### Given records
[Start]

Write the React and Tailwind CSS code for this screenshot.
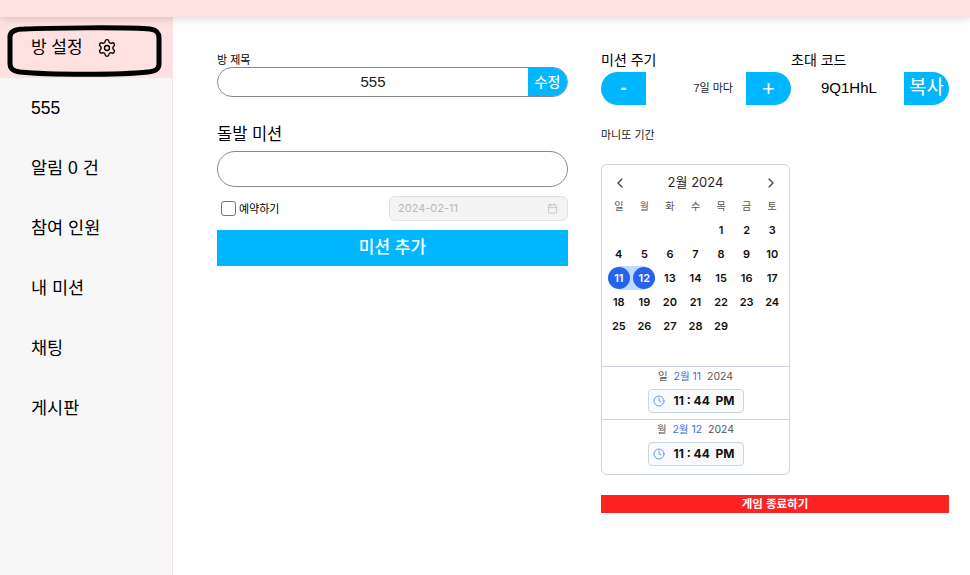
import { Settings, ChevronLeft, ChevronRight, Clock, Calendar } from 'lucide-react'

const font = "font-['Liberation_Sans','Noto_Sans_CJK_KR',sans-serif]"
const calFont = "font-['Inter','Noto_Sans_CJK_KR',sans-serif]"

const menu = ['555', '알림 0 건', '참여 인원', '내 미션', '채팅', '게시판']
const weekDays = ['일', '월', '화', '수', '목', '금', '토']
const weeks = [
  ['', '', '', '', 1, 2, 3],
  [4, 5, 6, 7, 8, 9, 10],
  [11, 12, 13, 14, 15, 16, 17],
  [18, 19, 20, 21, 22, 23, 24],
  [25, 26, 27, 28, 29, '', ''],
]

function Sidebar() {
  return (
    <aside className="relative w-[173px] shrink-0 bg-[#f7f7f7] border-r border-[#ffe1e1]">
      <div className="h-[61px] bg-[#ffe1e1] flex items-center pl-[31px] gap-[14px] text-[17px] text-black">
        방 설정
        <Settings size={20} strokeWidth={1.6} />
      </div>
      {menu.map((m) => (
        <div key={m} className="h-[60px] flex items-center pl-[31px] pt-[1px] text-[17.5px] text-black">
          {m}
        </div>
      ))}
      {/* 손으로 그린 표시 */}
      <svg className="absolute left-0 top-0 pointer-events-none" width="173" height="70" fill="none">
        <path
          d="M24 12 C45 11 130 10 150 12 C157 13 159 16 159 21 L159 47 C159 52 156 54 148 55 C120 58 50 58 20 55 C13 54 10 52 10 46 L10 20 C10 14 15 12 24 12 Z"
          stroke="#000"
          strokeWidth="5"
        />
      </svg>
    </aside>
  )
}

function LeftColumn() {
  return (
    <div className="w-[351px] shrink-0">
      <div className="text-[11px] leading-[14px] text-black mt-[3px]">방 제목</div>
      <div className="h-[30px] flex rounded-full border border-[#8a8a8a] overflow-hidden">
        <div className="flex-1 flex items-center justify-center text-[15px] text-[#222]">555</div>
        <button className="w-[39px] bg-[#00b7ff] text-white text-[14px] font-medium">수정</button>
      </div>
      <div className="text-[16.5px] leading-[24px] text-black mt-[25px] mb-[5px]">돌발 미션</div>
      <div className="h-[36px] rounded-full border border-[#8a8a8a]" />
      <div className="flex items-center justify-between mt-[9px]">
        <label className="flex items-center gap-[3px] ml-[4px] text-[11px] text-black">
          <span className="w-[15px] h-[15px] rounded-[3px] border border-[#767676] bg-white" />
          <span className="pt-[1px]">예약하기</span>
        </label>
        <div className={`w-[179px] h-[25px] flex items-center justify-between pl-[8px] pr-[9px] rounded-md border border-[#e2e2e2] bg-[#f4f4f4] text-[11px] text-[#b8b8b8] ${calFont}`}>
          2024-02-11
          <Calendar size={11} strokeWidth={1.5} />
        </div>
      </div>
      <button className="w-full h-[36px] mt-[9px] bg-[#00b7ff] text-white text-[17px] font-medium">미션 추가</button>
    </div>
  )
}

function TimeBox() {
  return (
    <div className="w-[96px] h-[24px] mx-auto mt-[5px] flex items-center gap-[9px] pl-[4px] rounded border border-[#cbd5e1] bg-[#f8fafc]">
      <Clock size={12} className="text-[#3b82f6]" strokeWidth={1.6} />
      <span className="text-[12px] font-bold text-[#111] whitespace-pre">11 : 44  PM</span>
    </div>
  )
}

function MiniCalendar() {
  return (
    <div className={`w-[189px] h-[311px] rounded-md border border-[#cbd5e1] ${calFont}`}>
      <div className="h-[34px] flex items-center justify-between px-[10px] pt-[2px] text-[13px] text-[#222]">
        <ChevronLeft size={16} className="text-[#444]" />
        <span>2월 2024</span>
        <ChevronRight size={16} className="text-[#444]" />
      </div>
      <div className="grid grid-cols-7 px-[4px] text-[10px] leading-[14px] text-[#555] text-center h-[19px]">
        {weekDays.map((d) => (
          <span key={d}>{d}</span>
        ))}
      </div>
      <div className="px-[4px] h-[147px]">
        {weeks.map((week, i) => (
          <div key={i} className="grid grid-cols-7 h-[24px] text-[11px] font-semibold text-[#111] text-center">
            {week.map((d, j) => (
              <span
                key={j}
                className={`flex items-center justify-center ${d === 11 ? 'bg-[linear-gradient(90deg,transparent_50%,#bfdbfe_50%)]' : ''} ${d === 12 ? 'bg-[linear-gradient(90deg,#bfdbfe_50%,transparent_50%)]' : ''}`}
              >
                {d === 11 || d === 12 ? (
                  <span className="w-[22px] h-[22px] rounded-full bg-[#2563eb] text-white flex items-center justify-center">{d}</span>
                ) : (
                  d
                )}
              </span>
            ))}
          </div>
        ))}
      </div>
      {[['일', '2월 11'], ['월', '2월 12']].map(([w, d], i) => (
        <div key={d} className={`h-[53px] border-t border-[#cbd5e1] pt-[3px] ${i === 0 ? 'mt-[1px]' : ''}`}>
          <div className="text-[10.5px] leading-[14px] text-center whitespace-pre text-[#555]">
            {w}  <span className="text-[#3b6fe0]">{d}</span>  2024
          </div>
          <TimeBox />
        </div>
      ))}
    </div>
  )
}

function RightColumn() {
  return (
    <div className="w-[348px] shrink-0">
      <div className="flex">
        <div className="w-[190px]">
          <div className="text-[14px] leading-[20px] text-black mb-[2px]">미션 주기</div>
          <div className="flex items-center h-[33px]">
            <button className="w-[45px] h-full rounded-l-full bg-[#00b7ff] text-white text-[18px] font-bold">-</button>
            <span className="flex-1 text-right pr-[13px] text-[11px] text-[#222]">7일 마다</span>
            <button className="w-[45px] h-full rounded-r-full bg-[#00b7ff] text-white text-[22px] font-medium">+</button>
          </div>
        </div>
        <div className="flex-1">
          <div className="text-[14px] leading-[20px] text-black mb-[2px]">초대 코드</div>
          <div className="flex items-center h-[33px]">
            <span className="flex-1 pl-[30px] text-[15px] text-black">9Q1HhL</span>
            <button className="w-[45px] h-full rounded-r-full bg-[#00b7ff] text-white text-[19px] whitespace-nowrap">복사</button>
          </div>
        </div>
      </div>
      <div className="text-[11px] leading-[14px] text-[#222] mt-[23px] mb-[22px]">마니또 기간</div>
      <MiniCalendar />
      <button className="w-full h-[18px] mt-[20px] bg-[#ff2222] text-white text-[11.5px] leading-[18px] font-semibold">게임 종료하기</button>
    </div>
  )
}

export default function App() {
  return (
    <div className={`w-[970px] h-[575px] bg-white overflow-hidden flex flex-col ${font}`}>
      <header className="relative z-10 h-[17px] shrink-0 bg-[#ffe1e1] shadow-[0_2px_8px_rgba(0,0,0,0.15)]" />
      <div className="flex flex-1 min-h-0">
        <Sidebar />
        <main className="flex gap-[33px] pl-[44px] pt-[33px]">
          <LeftColumn />
          <RightColumn />
        </main>
      </div>
    </div>
  )
}
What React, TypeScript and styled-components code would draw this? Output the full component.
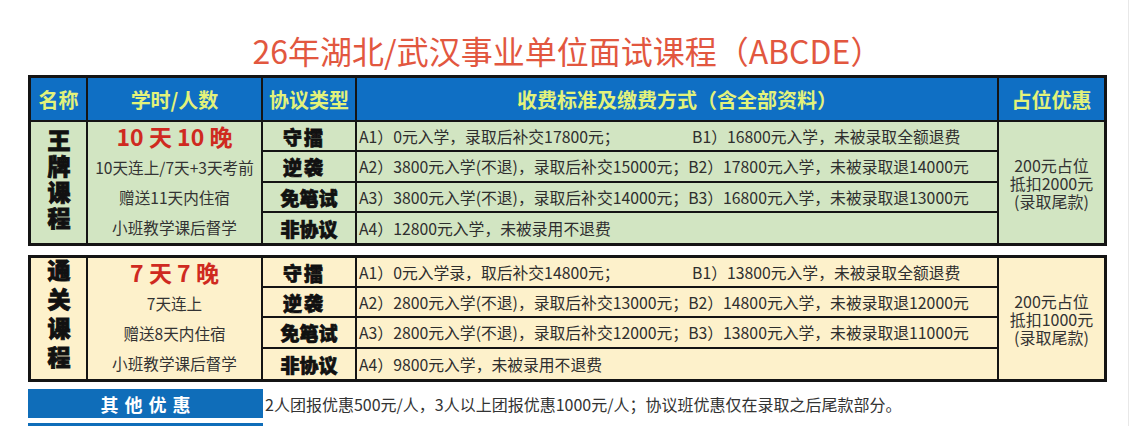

[End]

### Exercise requirements
Look through the entries above; copy every line holding the string "this".

### Written reply
Write the React and Tailwind CSS code for this screenshot.
What React, TypeScript and styled-components code would draw this? Output the full component.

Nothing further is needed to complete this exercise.